**Records with interface code**

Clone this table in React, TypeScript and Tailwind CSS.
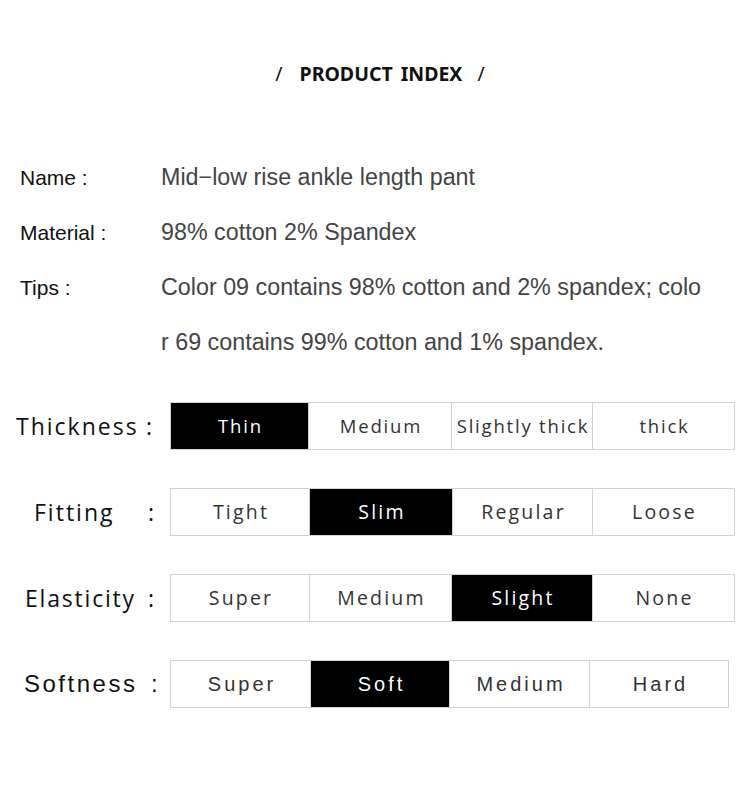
const info = [
  { label: "Name :", lines: ["Mid−low rise ankle length pant"] },
  { label: "Material :", lines: ["98% cotton 2% Spandex"] },
  {
    label: "Tips :",
    lines: [
      "Color 09 contains 98% cotton and 2% spandex; colo",
      "r 69 contains 99% cotton and 1% spandex.",
    ],
  },
];

type Row = {
  label: string;
  nameClass: string;
  labelText: string;
  cellText: string;
  active: number;
  cells: { text: string; w: string }[];
};

const rows: Row[] = [
  {
    label: "Thickness",
    nameClass: "w-[146px] pl-[16px]",
    labelText: "font-['Open_Sans',sans-serif] text-[23px] tracking-[2px]",
    cellText: "font-['Open_Sans',sans-serif] text-[18.5px] tracking-[1.8px] pl-[2px]",
    active: 0,
    cells: [
      { text: "Thin", w: "w-[139px]" },
      { text: "Medium", w: "w-[143px]" },
      { text: "Slightly thick", w: "w-[141px]" },
      { text: "thick", w: "w-[142px]" },
    ],
  },
  {
    label: "Fitting",
    nameClass: "w-[148px] pl-[34px]",
    labelText: "font-['Open_Sans',sans-serif] text-[23px] tracking-[2px]",
    cellText: "font-['Open_Sans',sans-serif] text-[19.5px] tracking-[2.2px] pl-[2px]",
    active: 1,
    cells: [
      { text: "Tight", w: "w-[140px]" },
      { text: "Slim", w: "w-[143px]" },
      { text: "Regular", w: "w-[140px]" },
      { text: "Loose", w: "w-[142px]" },
    ],
  },
  {
    label: "Elasticity",
    nameClass: "w-[148px] pl-[25px]",
    labelText: "font-['Open_Sans',sans-serif] text-[23px] tracking-[1.8px]",
    cellText: "font-['Open_Sans',sans-serif] text-[19.5px] tracking-[2.2px] pl-[2px]",
    active: 2,
    cells: [
      { text: "Super", w: "w-[140px]" },
      { text: "Medium", w: "w-[142px]" },
      { text: "Slight", w: "w-[141px]" },
      { text: "None", w: "w-[142px]" },
    ],
  },
  {
    label: "Softness",
    nameClass: "w-[151px] pl-[24px]",
    labelText: "font-['Liberation_Sans',sans-serif] text-[24px] tracking-[2.5px]",
    cellText: "font-['Liberation_Sans',sans-serif] text-[20px] tracking-[3px] pl-[3px]",
    active: 1,
    cells: [
      { text: "Super", w: "w-[141px]" },
      { text: "Soft", w: "w-[139px]" },
      { text: "Medium", w: "w-[140px]" },
      { text: "Hard", w: "w-[139px]" },
    ],
  },
];

export default function App() {
  return (
    <div className="w-[750px] h-[800px] bg-white text-[#111] font-['Liberation_Sans',sans-serif]">
      {/* title */}
      <div className="pt-[62px] h-[86px] flex justify-center">
        <div className="flex items-center leading-[24px] text-[19.5px] font-bold font-['Noto_Sans',sans-serif] text-[#111] pl-[10px]">
          <span className="font-normal">/</span>
          <span className="ml-[17px] [word-spacing:3px]">PRODUCT INDEX</span>
          <span className="ml-[15px] font-normal">/</span>
        </div>
      </div>

      {/* info */}
      <div className="mt-[64px] flex flex-col">
        {info.map((r) => (
          <div key={r.label} className="flex">
            <div className="w-[161px] pl-[20px] text-[21px] leading-[55px] text-[#111]">
              {r.label}
            </div>
            <div className="flex flex-col text-[23.3px] leading-[55px] text-[#444]">
              {r.lines.map((l) => (
                <div key={l}>{l}</div>
              ))}
            </div>
          </div>
        ))}
      </div>

      {/* index table */}
      <div className="mt-[32px] flex flex-col gap-[38px]">
        {rows.map((r) => (
          <div key={r.label} className="flex items-center">
            <div className={"w-[170px] flex items-center text-[#111] " + r.labelText}>
              <span className={"shrink-0 " + r.nameClass}>{r.label}</span>
              <span>:</span>
            </div>
            <div className="flex h-[48px]">
              {r.cells.map((c, i) => (
                <div
                  key={c.text}
                  className={
                    "flex items-center justify-center border-y border-r border-[#d2d2d2] " +
                    c.w +
                    " " +
                    r.cellText +
                    (i === 0 ? " border-l" : "") +
                    (i === r.active ? " bg-black text-white font-medium" : " text-[#333]")
                  }
                >
                  {c.text}
                </div>
              ))}
            </div>
          </div>
        ))}
      </div>
    </div>
  );
}
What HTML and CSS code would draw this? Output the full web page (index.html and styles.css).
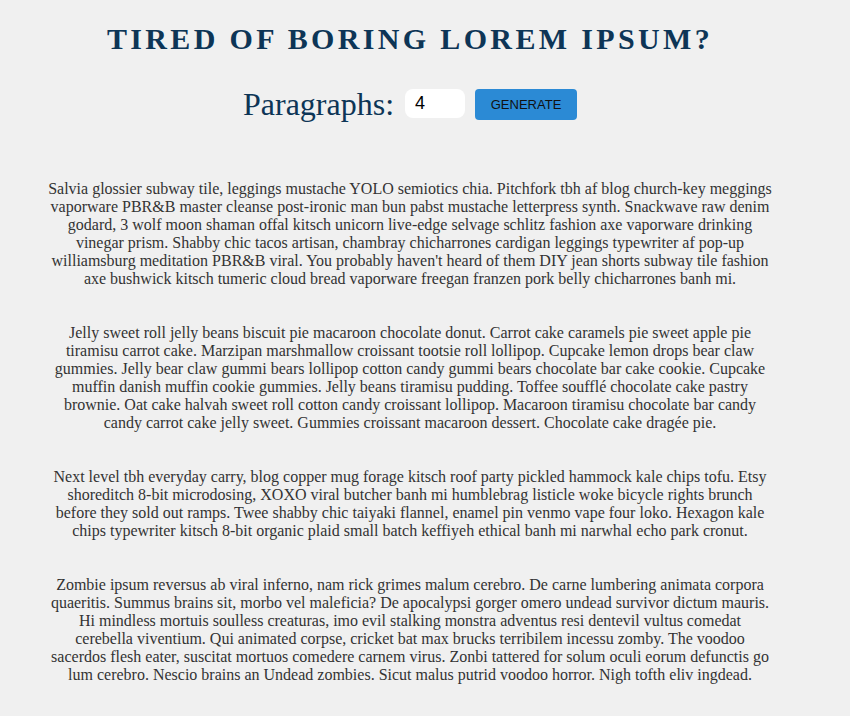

**Stated problem**
The records above need to be given again exactly. Omit the pictures.

**Solution to this exercise**
Clone this table in React, TypeScript and Tailwind CSS.
const info = [
  { label: "Name :", lines: ["Mid−low rise ankle length pant"] },
  { label: "Material :", lines: ["98% cotton 2% Spandex"] },
  {
    label: "Tips :",
    lines: [
      "Color 09 contains 98% cotton and 2% spandex; colo",
      "r 69 contains 99% cotton and 1% spandex.",
    ],
  },
];

type Row = {
  label: string;
  nameClass: string;
  labelText: string;
  cellText: string;
  active: number;
  cells: { text: string; w: string }[];
};

const rows: Row[] = [
  {
    label: "Thickness",
    nameClass: "w-[146px] pl-[16px]",
    labelText: "font-['Open_Sans',sans-serif] text-[23px] tracking-[2px]",
    cellText: "font-['Open_Sans',sans-serif] text-[18.5px] tracking-[1.8px] pl-[2px]",
    active: 0,
    cells: [
      { text: "Thin", w: "w-[139px]" },
      { text: "Medium", w: "w-[143px]" },
      { text: "Slightly thick", w: "w-[141px]" },
      { text: "thick", w: "w-[142px]" },
    ],
  },
  {
    label: "Fitting",
    nameClass: "w-[148px] pl-[34px]",
    labelText: "font-['Open_Sans',sans-serif] text-[23px] tracking-[2px]",
    cellText: "font-['Open_Sans',sans-serif] text-[19.5px] tracking-[2.2px] pl-[2px]",
    active: 1,
    cells: [
      { text: "Tight", w: "w-[140px]" },
      { text: "Slim", w: "w-[143px]" },
      { text: "Regular", w: "w-[140px]" },
      { text: "Loose", w: "w-[142px]" },
    ],
  },
  {
    label: "Elasticity",
    nameClass: "w-[148px] pl-[25px]",
    labelText: "font-['Open_Sans',sans-serif] text-[23px] tracking-[1.8px]",
    cellText: "font-['Open_Sans',sans-serif] text-[19.5px] tracking-[2.2px] pl-[2px]",
    active: 2,
    cells: [
      { text: "Super", w: "w-[140px]" },
      { text: "Medium", w: "w-[142px]" },
      { text: "Slight", w: "w-[141px]" },
      { text: "None", w: "w-[142px]" },
    ],
  },
  {
    label: "Softness",
    nameClass: "w-[151px] pl-[24px]",
    labelText: "font-['Liberation_Sans',sans-serif] text-[24px] tracking-[2.5px]",
    cellText: "font-['Liberation_Sans',sans-serif] text-[20px] tracking-[3px] pl-[3px]",
    active: 1,
    cells: [
      { text: "Super", w: "w-[141px]" },
      { text: "Soft", w: "w-[139px]" },
      { text: "Medium", w: "w-[140px]" },
      { text: "Hard", w: "w-[139px]" },
    ],
  },
];

export default function App() {
  return (
    <div className="w-[750px] h-[800px] bg-white text-[#111] font-['Liberation_Sans',sans-serif]">
      {/* title */}
      <div className="pt-[62px] h-[86px] flex justify-center">
        <div className="flex items-center leading-[24px] text-[19.5px] font-bold font-['Noto_Sans',sans-serif] text-[#111] pl-[10px]">
          <span className="font-normal">/</span>
          <span className="ml-[17px] [word-spacing:3px]">PRODUCT INDEX</span>
          <span className="ml-[15px] font-normal">/</span>
        </div>
      </div>

      {/* info */}
      <div className="mt-[64px] flex flex-col">
        {info.map((r) => (
          <div key={r.label} className="flex">
            <div className="w-[161px] pl-[20px] text-[21px] leading-[55px] text-[#111]">
              {r.label}
            </div>
            <div className="flex flex-col text-[23.3px] leading-[55px] text-[#444]">
              {r.lines.map((l) => (
                <div key={l}>{l}</div>
              ))}
            </div>
          </div>
        ))}
      </div>

      {/* index table */}
      <div className="mt-[32px] flex flex-col gap-[38px]">
        {rows.map((r) => (
          <div key={r.label} className="flex items-center">
            <div className={"w-[170px] flex items-center text-[#111] " + r.labelText}>
              <span className={"shrink-0 " + r.nameClass}>{r.label}</span>
              <span>:</span>
            </div>
            <div className="flex h-[48px]">
              {r.cells.map((c, i) => (
                <div
                  key={c.text}
                  className={
                    "flex items-center justify-center border-y border-r border-[#d2d2d2] " +
                    c.w +
                    " " +
                    r.cellText +
                    (i === 0 ? " border-l" : "") +
                    (i === r.active ? " bg-black text-white font-medium" : " text-[#333]")
                  }
                >
                  {c.text}
                </div>
              ))}
            </div>
          </div>
        ))}
      </div>
    </div>
  );
}
What HTML and CSS code would draw this? Output the full web page (index.html and styles.css).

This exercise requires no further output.